What the exercise asks
Return every line below as is, leaving out the pictures.

Given data
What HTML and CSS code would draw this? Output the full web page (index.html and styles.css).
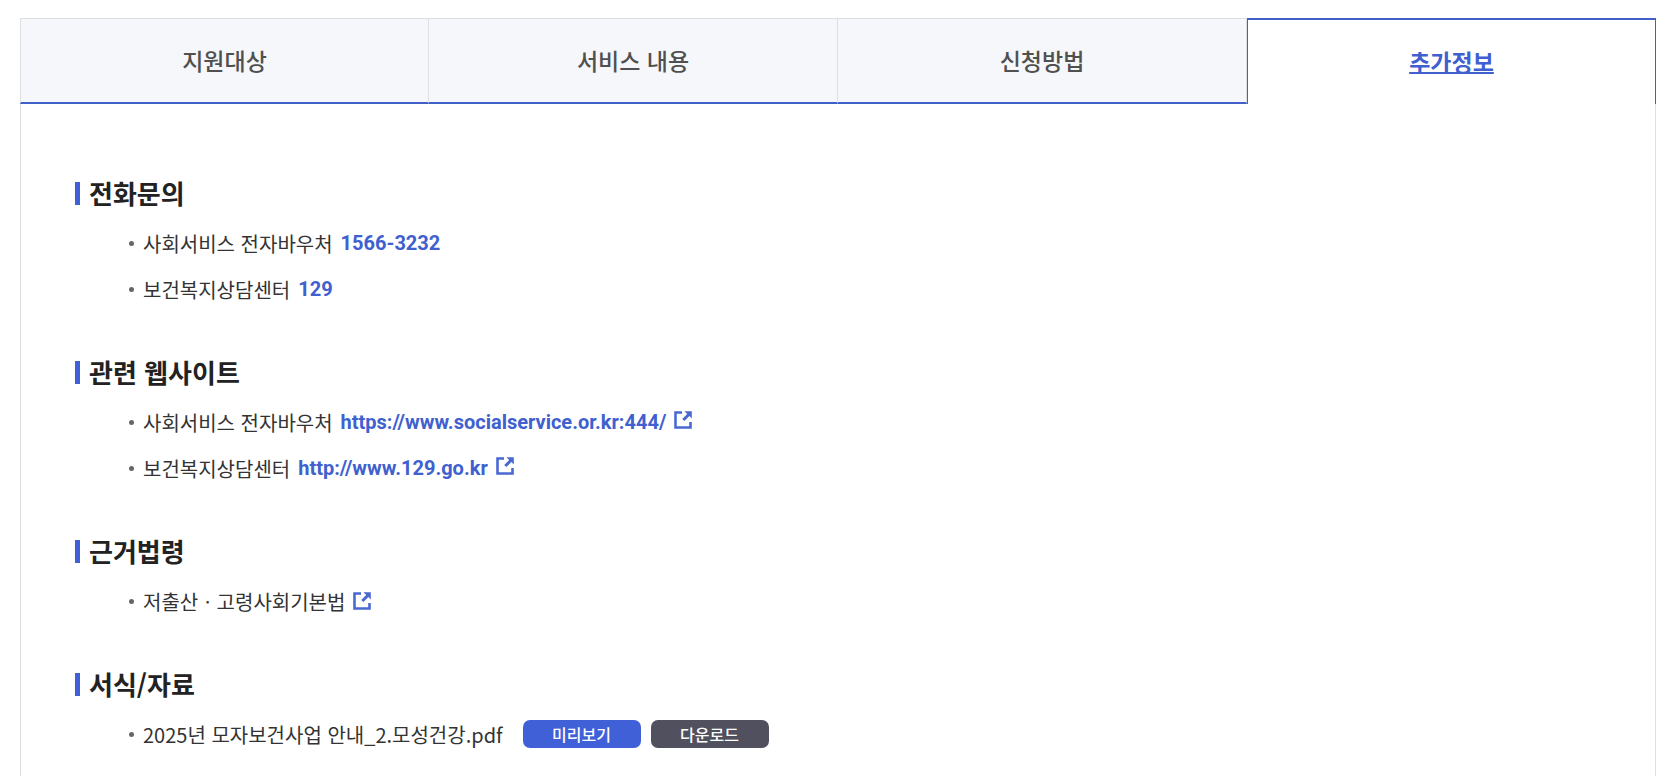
FILE: index.html
```html
<!DOCTYPE html>
<html lang="ko">
<head>
<meta charset="utf-8">
<meta name="viewport" content="width=device-width, initial-scale=1">
<title>추가정보</title>
<link rel="stylesheet" href="styles.css">
</head>
<body>
<svg width="0" height="0" class="sprite" aria-hidden="true">
  <symbol id="ext" viewBox="0 0 18 18">
    <path d="M8 1.500H1.500v15h15V11" fill="none" stroke="currentColor" stroke-width="2.600"/>
    <path d="M10.500 0.200h7.300v7.300l-2.400-2.400-5 5-2.200-2.200 5-5z" fill="currentColor"/>
  </symbol>
</svg>
<main class="service">
  <nav class="tabs">
    <a class="tab" href="#target">지원대상</a>
    <a class="tab" href="#content">서비스 내용</a>
    <a class="tab" href="#apply">신청방법</a>
    <a class="tab tab-active" href="#info" aria-current="page">추가정보</a>
  </nav>
  <div class="panel" id="info">
    <section class="group">
      <h2 class="group-title">전화문의</h2>
      <ul class="list">
        <li class="item">사회서비스 전자바우처 <a class="link" href="tel:1566-3232">1566-3232</a></li>
        <li class="item">보건복지상담센터 <a class="link" href="tel:129">129</a></li>
      </ul>
    </section>
    <section class="group">
      <h2 class="group-title">관련 웹사이트</h2>
      <ul class="list">
        <li class="item">사회서비스 전자바우처 <a class="link" href="https://www.socialservice.or.kr:444/">https://www.socialservice.or.kr:444/<svg class="ext" aria-hidden="true"><use href="#ext"/></svg></a></li>
        <li class="item">보건복지상담센터 <a class="link" href="http://www.129.go.kr">http://www.129.go.kr<svg class="ext" aria-hidden="true"><use href="#ext"/></svg></a></li>
      </ul>
    </section>
    <section class="group">
      <h2 class="group-title">근거법령</h2>
      <ul class="list">
        <li class="item"><a class="law" href="#law">저출산ㆍ고령사회기본법<svg class="ext" aria-hidden="true"><use href="#ext"/></svg></a></li>
      </ul>
    </section>
    <section class="group">
      <h2 class="group-title">서식/자료</h2>
      <ul class="list">
        <li class="item">2025년 모자보건사업 안내_2.모성건강.pdf
          <span class="actions"><button class="btn btn-view" type="button">미리보기</button><button class="btn btn-down" type="button">다운로드</button></span></li>
      </ul>
    </section>
  </div>
</main>
</body>
</html>
```

FILE: styles.css
```css
* { box-sizing: border-box; }

body {
  margin: 0;
  background: #fff;
  color: #333;
  font-family: "Noto Sans CJK KR", sans-serif;
  font-size: 20px;
}

.sprite { position: absolute; }

.service {
  display: flex;
  flex-direction: column;
  min-height: 100vh;
  padding: 18px 16px 0 20px;
}

.tabs {
  display: grid;
  grid-template-columns: repeat(4, 1fr);
}

.tab {
  display: flex;
  align-items: center;
  justify-content: center;
  height: 86px;
  padding-bottom: 2px;
  border: 1px solid #dedfe2;
  border-left: 0;
  border-bottom: 2px solid #4060c8;
  background: #f5f7fb;
  color: #505050;
  font-size: 23px;
  font-weight: 500;
  text-decoration: none;
}

.tab:first-child { border-left: 1px solid #dedfe2; }

.tab-active {
  border: 1px solid #4060c8;
  border-top-width: 2px;
  border-bottom: 0;
  background: #fff;
  color: #4060d0;
  font-weight: 700;
  text-decoration: underline;
  text-decoration-thickness: 2px;
}

.panel {
  flex: 1;
  padding: 71px 54px 0;
  border: solid #dedfe2;
  border-width: 0 1px;
}

.group { margin-bottom: 42px; }
.group:last-child { margin-bottom: 0; }

.group-title {
  display: flex;
  align-items: center;
  gap: 9px;
  height: 36px;
  margin: 0 0 9px;
  color: #222;
  font-size: 26px;
  font-weight: 700;
  line-height: 36px;
}

.group-title::before {
  content: "";
  width: 5px;
  height: 23px;
  background: #4060d8;
}

.list {
  margin: 0;
  padding: 0 0 0 54px;
  list-style: none;
}

.item {
  display: flex;
  align-items: center;
  min-height: 46px;
}

.item::before {
  content: "";
  width: 5px;
  height: 5px;
  margin-right: 9px;
  border-radius: 50%;
  background: #666;
}

.link {
  margin-left: 8px;
  color: #4060d0;
  font-family: Roboto, "Noto Sans CJK KR", sans-serif;
  font-weight: 700;
  text-decoration: none;
}

.law {
  color: inherit;
  text-decoration: none;
}

.ext {
  width: 18px;
  height: 18px;
  margin-left: 8px;
  color: #4a68d2;
}

.actions {
  display: flex;
  gap: 10px;
  margin-left: 20px;
}

.btn {
  width: 118px;
  height: 28px;
  padding: 0;
  border: 0;
  border-radius: 7px;
  color: #fff;
  font-family: inherit;
  font-size: 16px;
  font-weight: 500;
  line-height: 28px;
}

.btn-view { background: #4060d8; }
.btn-down { background: #50505e; }
```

Written answer
What HTML and CSS code would draw this? Output the full web page (index.html and styles.css).
FILE: index.html
```html
<!DOCTYPE html>
<html lang="ko">
<head>
<meta charset="utf-8">
<meta name="viewport" content="width=device-width, initial-scale=1">
<title>추가정보</title>
<link rel="stylesheet" href="styles.css">
</head>
<body>
<svg width="0" height="0" class="sprite" aria-hidden="true">
  <symbol id="ext" viewBox="0 0 18 18">
    <path d="M8 1.500H1.500v15h15V11" fill="none" stroke="currentColor" stroke-width="2.600"/>
    <path d="M10.500 0.200h7.300v7.300l-2.400-2.400-5 5-2.200-2.200 5-5z" fill="currentColor"/>
  </symbol>
</svg>
<main class="service">
  <nav class="tabs">
    <a class="tab" href="#target">지원대상</a>
    <a class="tab" href="#content">서비스 내용</a>
    <a class="tab" href="#apply">신청방법</a>
    <a class="tab tab-active" href="#info" aria-current="page">추가정보</a>
  </nav>
  <div class="panel" id="info">
    <section class="group">
      <h2 class="group-title">전화문의</h2>
      <ul class="list">
        <li class="item">사회서비스 전자바우처 <a class="link" href="tel:1566-3232">1566-3232</a></li>
        <li class="item">보건복지상담센터 <a class="link" href="tel:129">129</a></li>
      </ul>
    </section>
    <section class="group">
      <h2 class="group-title">관련 웹사이트</h2>
      <ul class="list">
        <li class="item">사회서비스 전자바우처 <a class="link" href="https://www.socialservice.or.kr:444/">https://www.socialservice.or.kr:444/<svg class="ext" aria-hidden="true"><use href="#ext"/></svg></a></li>
        <li class="item">보건복지상담센터 <a class="link" href="http://www.129.go.kr">http://www.129.go.kr<svg class="ext" aria-hidden="true"><use href="#ext"/></svg></a></li>
      </ul>
    </section>
    <section class="group">
      <h2 class="group-title">근거법령</h2>
      <ul class="list">
        <li class="item"><a class="law" href="#law">저출산ㆍ고령사회기본법<svg class="ext" aria-hidden="true"><use href="#ext"/></svg></a></li>
      </ul>
    </section>
    <section class="group">
      <h2 class="group-title">서식/자료</h2>
      <ul class="list">
        <li class="item">2025년 모자보건사업 안내_2.모성건강.pdf
          <span class="actions"><button class="btn btn-view" type="button">미리보기</button><button class="btn btn-down" type="button">다운로드</button></span></li>
      </ul>
    </section>
  </div>
</main>
</body>
</html>
```

FILE: styles.css
```css
* { box-sizing: border-box; }

body {
  margin: 0;
  background: #fff;
  color: #333;
  font-family: "Noto Sans CJK KR", sans-serif;
  font-size: 20px;
}

.sprite { position: absolute; }

.service {
  display: flex;
  flex-direction: column;
  min-height: 100vh;
  padding: 18px 16px 0 20px;
}

.tabs {
  display: grid;
  grid-template-columns: repeat(4, 1fr);
}

.tab {
  display: flex;
  align-items: center;
  justify-content: center;
  height: 86px;
  padding-bottom: 2px;
  border: 1px solid #dedfe2;
  border-left: 0;
  border-bottom: 2px solid #4060c8;
  background: #f5f7fb;
  color: #505050;
  font-size: 23px;
  font-weight: 500;
  text-decoration: none;
}

.tab:first-child { border-left: 1px solid #dedfe2; }

.tab-active {
  border: 1px solid #4060c8;
  border-top-width: 2px;
  border-bottom: 0;
  background: #fff;
  color: #4060d0;
  font-weight: 700;
  text-decoration: underline;
  text-decoration-thickness: 2px;
}

.panel {
  flex: 1;
  padding: 71px 54px 0;
  border: solid #dedfe2;
  border-width: 0 1px;
}

.group { margin-bottom: 42px; }
.group:last-child { margin-bottom: 0; }

.group-title {
  display: flex;
  align-items: center;
  gap: 9px;
  height: 36px;
  margin: 0 0 9px;
  color: #222;
  font-size: 26px;
  font-weight: 700;
  line-height: 36px;
}

.group-title::before {
  content: "";
  width: 5px;
  height: 23px;
  background: #4060d8;
}

.list {
  margin: 0;
  padding: 0 0 0 54px;
  list-style: none;
}

.item {
  display: flex;
  align-items: center;
  min-height: 46px;
}

.item::before {
  content: "";
  width: 5px;
  height: 5px;
  margin-right: 9px;
  border-radius: 50%;
  background: #666;
}

.link {
  margin-left: 8px;
  color: #4060d0;
  font-family: Roboto, "Noto Sans CJK KR", sans-serif;
  font-weight: 700;
  text-decoration: none;
}

.law {
  color: inherit;
  text-decoration: none;
}

.ext {
  width: 18px;
  height: 18px;
  margin-left: 8px;
  color: #4a68d2;
}

.actions {
  display: flex;
  gap: 10px;
  margin-left: 20px;
}

.btn {
  width: 118px;
  height: 28px;
  padding: 0;
  border: 0;
  border-radius: 7px;
  color: #fff;
  font-family: inherit;
  font-size: 16px;
  font-weight: 500;
  line-height: 28px;
}

.btn-view { background: #4060d8; }
.btn-down { background: #50505e; }
```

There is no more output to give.